Le mystérieux Chevalien est de retour et annonce un album à venir avec un clip détonnant et étonnant dont les images ont été tournées le soir de la victoire de la France en Coupe du Monde. Bleu Blanc Blood est, comme son auteur dont, rappelons-le, le patronyme est la fusion de Chevalier et d’Alien (chevalier + alien = chevalien), un morceau plus qu’étrange où le fond et la forme sont comme dissociées, ce qui produit un sentiment singulier de confusion et de pertinence déglinguée. D’un côté, le titre creuse la veine néo-gothique et dark hip-hop du rappeur dont le flow comme désarticulé reste globalement peu intelligible et, par la raison même, dérangeant et troublant. Le texte est hermétique, renvoyant à une histoire de démon, de décadence, d’images miroir et d’éclatement (social?) dont on ne parvient pas à maîtriser toutes les clés. La scansion est irrégulière et la mélodie malcommode, conférant à l’ensemble le pouvoir de déstabiliser et de mettre mal à l’aise. Le déséquilibre se dégage d’une poésie habile, élégante mais aussi insondable.
« One way ticket please : Paris – Stockholm Syndrome Like me already ?/ Congrats on your symptoms Bright dissymmetrical smile from a split jaw / Shattered reflection in the screen : broken cellphone/ Seven years of bad luck cause that shit is a mirror/ Asking for a sample ?/ Soilent Green be the flavor/ Three managers dedicated to my anger/ Always been my demon’s favorite guardian. » Mais qu’est-ce que ça veut dire au juste ? Le jeune homme en colère et à la personnalité complexe, voire clivée, fait écho à une mise en scène soignée signée Jérémie Rocques qui présente sur le même plan la liesse populaire et la menace sourde (et authentique) des débordements.

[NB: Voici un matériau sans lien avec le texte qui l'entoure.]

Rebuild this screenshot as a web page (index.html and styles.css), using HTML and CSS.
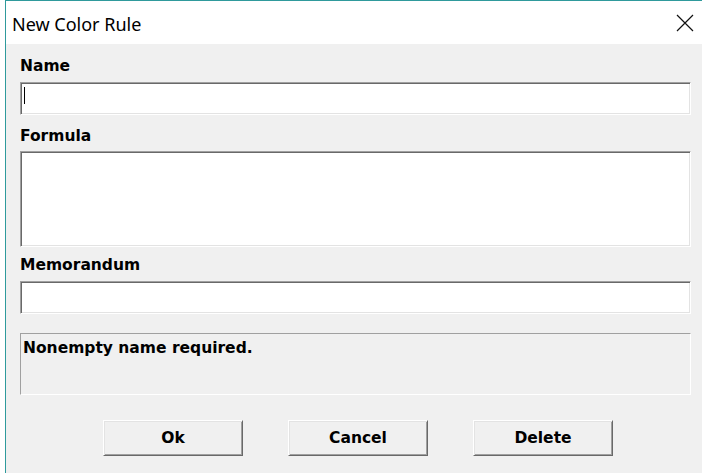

Sans qu’on soit certain qu’il y ait un lien volontaire avec les événements de mise à sac de la capitale par les Gilets Jaunes et les forces obscures associées, le clip et la musique de Bleu Blanc Blood forment une chambre d’écho mystérieuse avec l’actualité qui intrigue et poussent à réfléchir. Chevalien exprime cette même alliance d’un désir d’être ensemble et de mieux vivre et d’une colère mal disciplinée et qui conduit à l’explosion. On retire de l’écoute du morceau cette idée que Chevalien exprime, comme d’autres, quelque chose d’important mais dont la lisibilité n’est pas totale. C’est à travers la production de ce message illisible qu’on peut apprécier ce titre et se dire, comme les fois précédentes, qu’il faudra y revenir.
Quelques mois après le triomphe, le chanteur n’est pas le seul à avoir les baskets qui saignent.